***** Dataset excerpt
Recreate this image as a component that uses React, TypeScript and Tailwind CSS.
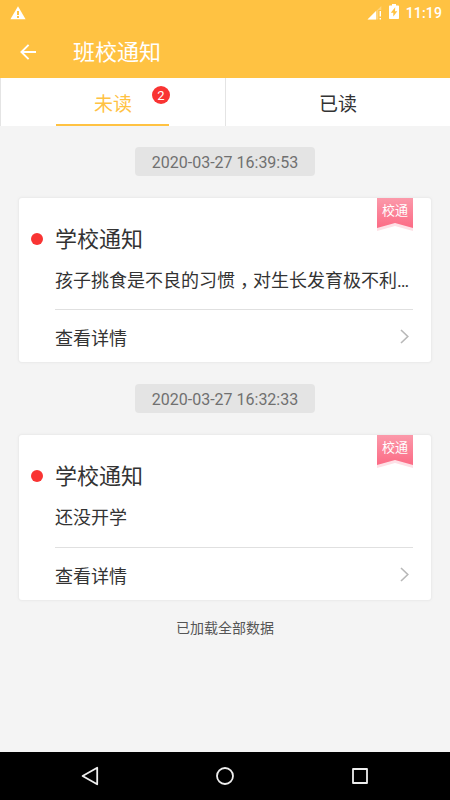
import { Fragment } from 'react';

interface Notice {
  time: string;
  title: string;
  before: string;
  after?: string;
  dividerClass: string;
}

const NOTICES: Notice[] = [
  {
    time: '2020-03-27 16:39:53',
    title: '学校通知',
    before: '孩子挑食是不良的习惯',
    after: '对生长发育极不利…',
    dividerClass: 'mt-[15px]',
  },
  {
    time: '2020-03-27 16:32:33',
    title: '学校通知',
    before: '还没开学',
    dividerClass: 'mt-[16px]',
  },
];

function StatusBar() {
  return (
    <div className="flex h-6 items-center pl-[10px] pr-2 text-white">
      <svg width="16" height="14" viewBox="0 0 16 14" className="mt-[2px]">
        <path d="M8 0.3 15.6 13.2H0.4Z" fill="currentColor" />
        <path d="M7 5h2v4H7zM7 10h2v2H7z" fill="#ffc242" />
      </svg>
      <div className="ml-auto flex items-center">
        <svg width="15" height="14" viewBox="0 0 15 14" className="mt-[2px]">
          <path d="M0.5 13.5 14.3 0v4h-3v9.5Z" fill="currentColor" opacity="0.3" />
          <path d="M0.5 13.5 9 5v8.5Z" fill="currentColor" />
          <path d="M12.6 5h1.4v5.5h-1.4zM12.6 12h1.4v1.5h-1.4z" fill="currentColor" />
        </svg>
        <svg width="10" height="15" viewBox="0 0 10 15" className="-mt-[2px] ml-[7px]">
          <path d="M3 0h4v1.5h2.2q.8 0 .8.8v12q0 .7-.8.7H.8q-.8 0-.8-.7v-12q0-.8.8-.8H3Z" fill="currentColor" />
          <path d="M6.2 3.2 1.8 8.8h2.5v3.8L8.3 7.2H6Z" fill="#ffc242" />
        </svg>
        <span className="ml-[7px] mt-[2px] text-[14px] leading-5 font-medium tracking-[0.15px]">11:19</span>
      </div>
    </div>
  );
}

function AppBar() {
  return (
    <div className="flex h-[54px] items-center pl-5 text-white">
      <svg width="16" height="16" viewBox="0 0 16 16" fill="none" stroke="currentColor" strokeWidth="1.9" className="mt-[2px]">
        <path d="M16 8H1.5M8.6 0.8 1.4 8l7.2 7.2" />
      </svg>
      <h1 className="ml-[37px] mt-1 text-[22px] leading-8">班校通知</h1>
    </div>
  );
}

function Tabs() {
  return (
    <div className="grid h-12 grid-cols-2 bg-white text-[19px] leading-[28px]">
      <div className="relative flex justify-center border-l border-[#e4e4e4] pt-[13px] text-[#ffc242]">
        未读
        <span className="absolute left-[151px] top-2 flex h-[18px] w-[18px] items-center justify-center rounded-full bg-[#f93433] pt-px text-[13px] leading-none text-white">
          2
        </span>
        <span className="absolute bottom-0 left-[55px] h-[2px] w-[113px] bg-[#ffc242]" />
      </div>
      <div className="flex justify-center border-l border-[#e4e4e4] pt-[13px] text-[#333333]">已读</div>
    </div>
  );
}

function Ribbon() {
  return (
    <div className="absolute right-[18px] top-0 h-[33px] w-9">
      <svg width="36" height="33" viewBox="0 0 36 33" className="absolute inset-0">
        <defs>
          <linearGradient id="ribbon" x1="0" y1="0" x2="0" y2="1">
            <stop offset="0" stopColor="#fb99aa" />
            <stop offset="1" stopColor="#fc6b85" />
          </linearGradient>
        </defs>
        <path d="M0 0h36v33L18 28 0 33Z" fill="#fee0e6" />
        <path d="M0 0h36v30L18 25 0 30Z" fill="url(#ribbon)" />
      </svg>
      <span className="relative block pt-[3px] text-center text-[13px] leading-5 text-white">校通</span>
    </div>
  );
}

function NoticeCard({ notice }: { notice: Notice }) {
  return (
    <div className="relative mx-[19px] rounded-[3px] bg-white pl-9 pr-[18px] text-[#333333] shadow-[0_0_2px_1px_#e9e9e9]">
      <Ribbon />
      <div className="relative pt-[26px] text-[22px] leading-8">
        <span className="absolute -left-6 top-[35px] h-3 w-3 rounded-full bg-[#f93433]" />
        {notice.title}
      </div>
      <p className="mt-[12px] whitespace-nowrap text-[18px] leading-[26px]">
        {notice.before}
        {notice.after && (
          <>
            <span className="inline-block w-[18px] indent-[5px] [font-feature-settings:'halt']">，</span>
            {notice.after}
          </>
        )}
      </p>
      <div className={`flex h-[53px] items-start border-t border-[#e0e0e0] pt-[15px] ${notice.dividerClass}`}>
        <span className="mt-px text-[18px] leading-[26px]">查看详情</span>
        <svg width="9" height="15" viewBox="0 0 9 15" fill="none" stroke="#b8b8b8" strokeWidth="1.6" className="ml-auto mr-1 mt-1">
          <path d="M1 1l6.8 6.5L1 14" />
        </svg>
      </div>
    </div>
  );
}

function NavBar() {
  return (
    <div className="grid h-12 shrink-0 grid-cols-3 place-items-center bg-black pl-[22px] pr-[23px] text-[#eeeeee]">
      <svg width="20" height="20" viewBox="0 0 20 20" fill="none" stroke="currentColor" strokeWidth="1.8" strokeLinejoin="round">
        <path d="M17.2 1.7v16.6L2.6 10Z" />
      </svg>
      <svg width="20" height="20" viewBox="0 0 20 20" fill="none" stroke="currentColor" strokeWidth="1.8">
        <circle cx="10" cy="10" r="8" />
      </svg>
      <svg width="20" height="20" viewBox="0 0 20 20" fill="none" stroke="currentColor" strokeWidth="1.8" strokeLinejoin="round">
        <path d="M3 3h14v14H3Z" />
      </svg>
    </div>
  );
}

export default function App() {
  return (
    <div className="flex h-[800px] w-[450px] flex-col overflow-hidden bg-[#f4f4f4] font-[Roboto,'Noto_Sans_CJK_SC',sans-serif]">
      <header className="shrink-0 bg-[#ffc242]">
        <StatusBar />
        <AppBar />
        <Tabs />
      </header>
      <main className="flex-1">
        {NOTICES.map((notice, idx) => (
          <Fragment key={notice.time}>
            <div
              className={`mx-auto mb-[22px] flex h-[29px] w-[180px] items-center justify-center rounded bg-[#e4e4e4] pt-[2px] text-[16px] text-[#707070] ${idx === 0 ? 'mt-[21px]' : 'mt-[22px]'}`}
            >
              {notice.time}
            </div>
            <NoticeCard notice={notice} />
          </Fragment>
        ))}
        <p className="mt-[18px] text-center text-[14px] leading-5 text-[#555555]">已加载全部数据</p>
      </main>
      <NavBar />
    </div>
  );
}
**********
Given exercise:
Reproduce all of the material above word for word. Omit the pictures.

Full response:
Recreate this image as a component that uses React, TypeScript and Tailwind CSS.
import { Fragment } from 'react';

interface Notice {
  time: string;
  title: string;
  before: string;
  after?: string;
  dividerClass: string;
}

const NOTICES: Notice[] = [
  {
    time: '2020-03-27 16:39:53',
    title: '学校通知',
    before: '孩子挑食是不良的习惯',
    after: '对生长发育极不利…',
    dividerClass: 'mt-[15px]',
  },
  {
    time: '2020-03-27 16:32:33',
    title: '学校通知',
    before: '还没开学',
    dividerClass: 'mt-[16px]',
  },
];

function StatusBar() {
  return (
    <div className="flex h-6 items-center pl-[10px] pr-2 text-white">
      <svg width="16" height="14" viewBox="0 0 16 14" className="mt-[2px]">
        <path d="M8 0.3 15.6 13.2H0.4Z" fill="currentColor" />
        <path d="M7 5h2v4H7zM7 10h2v2H7z" fill="#ffc242" />
      </svg>
      <div className="ml-auto flex items-center">
        <svg width="15" height="14" viewBox="0 0 15 14" className="mt-[2px]">
          <path d="M0.5 13.5 14.3 0v4h-3v9.5Z" fill="currentColor" opacity="0.3" />
          <path d="M0.5 13.5 9 5v8.5Z" fill="currentColor" />
          <path d="M12.6 5h1.4v5.5h-1.4zM12.6 12h1.4v1.5h-1.4z" fill="currentColor" />
        </svg>
        <svg width="10" height="15" viewBox="0 0 10 15" className="-mt-[2px] ml-[7px]">
          <path d="M3 0h4v1.5h2.2q.8 0 .8.8v12q0 .7-.8.7H.8q-.8 0-.8-.7v-12q0-.8.8-.8H3Z" fill="currentColor" />
          <path d="M6.2 3.2 1.8 8.8h2.5v3.8L8.3 7.2H6Z" fill="#ffc242" />
        </svg>
        <span className="ml-[7px] mt-[2px] text-[14px] leading-5 font-medium tracking-[0.15px]">11:19</span>
      </div>
    </div>
  );
}

function AppBar() {
  return (
    <div className="flex h-[54px] items-center pl-5 text-white">
      <svg width="16" height="16" viewBox="0 0 16 16" fill="none" stroke="currentColor" strokeWidth="1.9" className="mt-[2px]">
        <path d="M16 8H1.5M8.6 0.8 1.4 8l7.2 7.2" />
      </svg>
      <h1 className="ml-[37px] mt-1 text-[22px] leading-8">班校通知</h1>
    </div>
  );
}

function Tabs() {
  return (
    <div className="grid h-12 grid-cols-2 bg-white text-[19px] leading-[28px]">
      <div className="relative flex justify-center border-l border-[#e4e4e4] pt-[13px] text-[#ffc242]">
        未读
        <span className="absolute left-[151px] top-2 flex h-[18px] w-[18px] items-center justify-center rounded-full bg-[#f93433] pt-px text-[13px] leading-none text-white">
          2
        </span>
        <span className="absolute bottom-0 left-[55px] h-[2px] w-[113px] bg-[#ffc242]" />
      </div>
      <div className="flex justify-center border-l border-[#e4e4e4] pt-[13px] text-[#333333]">已读</div>
    </div>
  );
}

function Ribbon() {
  return (
    <div className="absolute right-[18px] top-0 h-[33px] w-9">
      <svg width="36" height="33" viewBox="0 0 36 33" className="absolute inset-0">
        <defs>
          <linearGradient id="ribbon" x1="0" y1="0" x2="0" y2="1">
            <stop offset="0" stopColor="#fb99aa" />
            <stop offset="1" stopColor="#fc6b85" />
          </linearGradient>
        </defs>
        <path d="M0 0h36v33L18 28 0 33Z" fill="#fee0e6" />
        <path d="M0 0h36v30L18 25 0 30Z" fill="url(#ribbon)" />
      </svg>
      <span className="relative block pt-[3px] text-center text-[13px] leading-5 text-white">校通</span>
    </div>
  );
}

function NoticeCard({ notice }: { notice: Notice }) {
  return (
    <div className="relative mx-[19px] rounded-[3px] bg-white pl-9 pr-[18px] text-[#333333] shadow-[0_0_2px_1px_#e9e9e9]">
      <Ribbon />
      <div className="relative pt-[26px] text-[22px] leading-8">
        <span className="absolute -left-6 top-[35px] h-3 w-3 rounded-full bg-[#f93433]" />
        {notice.title}
      </div>
      <p className="mt-[12px] whitespace-nowrap text-[18px] leading-[26px]">
        {notice.before}
        {notice.after && (
          <>
            <span className="inline-block w-[18px] indent-[5px] [font-feature-settings:'halt']">，</span>
            {notice.after}
          </>
        )}
      </p>
      <div className={`flex h-[53px] items-start border-t border-[#e0e0e0] pt-[15px] ${notice.dividerClass}`}>
        <span className="mt-px text-[18px] leading-[26px]">查看详情</span>
        <svg width="9" height="15" viewBox="0 0 9 15" fill="none" stroke="#b8b8b8" strokeWidth="1.6" className="ml-auto mr-1 mt-1">
          <path d="M1 1l6.8 6.5L1 14" />
        </svg>
      </div>
    </div>
  );
}

function NavBar() {
  return (
    <div className="grid h-12 shrink-0 grid-cols-3 place-items-center bg-black pl-[22px] pr-[23px] text-[#eeeeee]">
      <svg width="20" height="20" viewBox="0 0 20 20" fill="none" stroke="currentColor" strokeWidth="1.8" strokeLinejoin="round">
        <path d="M17.2 1.7v16.6L2.6 10Z" />
      </svg>
      <svg width="20" height="20" viewBox="0 0 20 20" fill="none" stroke="currentColor" strokeWidth="1.8">
        <circle cx="10" cy="10" r="8" />
      </svg>
      <svg width="20" height="20" viewBox="0 0 20 20" fill="none" stroke="currentColor" strokeWidth="1.8" strokeLinejoin="round">
        <path d="M3 3h14v14H3Z" />
      </svg>
    </div>
  );
}

export default function App() {
  return (
    <div className="flex h-[800px] w-[450px] flex-col overflow-hidden bg-[#f4f4f4] font-[Roboto,'Noto_Sans_CJK_SC',sans-serif]">
      <header className="shrink-0 bg-[#ffc242]">
        <StatusBar />
        <AppBar />
        <Tabs />
      </header>
      <main className="flex-1">
        {NOTICES.map((notice, idx) => (
          <Fragment key={notice.time}>
            <div
              className={`mx-auto mb-[22px] flex h-[29px] w-[180px] items-center justify-center rounded bg-[#e4e4e4] pt-[2px] text-[16px] text-[#707070] ${idx === 0 ? 'mt-[21px]' : 'mt-[22px]'}`}
            >
              {notice.time}
            </div>
            <NoticeCard notice={notice} />
          </Fragment>
        ))}
        <p className="mt-[18px] text-center text-[14px] leading-5 text-[#555555]">已加载全部数据</p>
      </main>
      <NavBar />
    </div>
  );
}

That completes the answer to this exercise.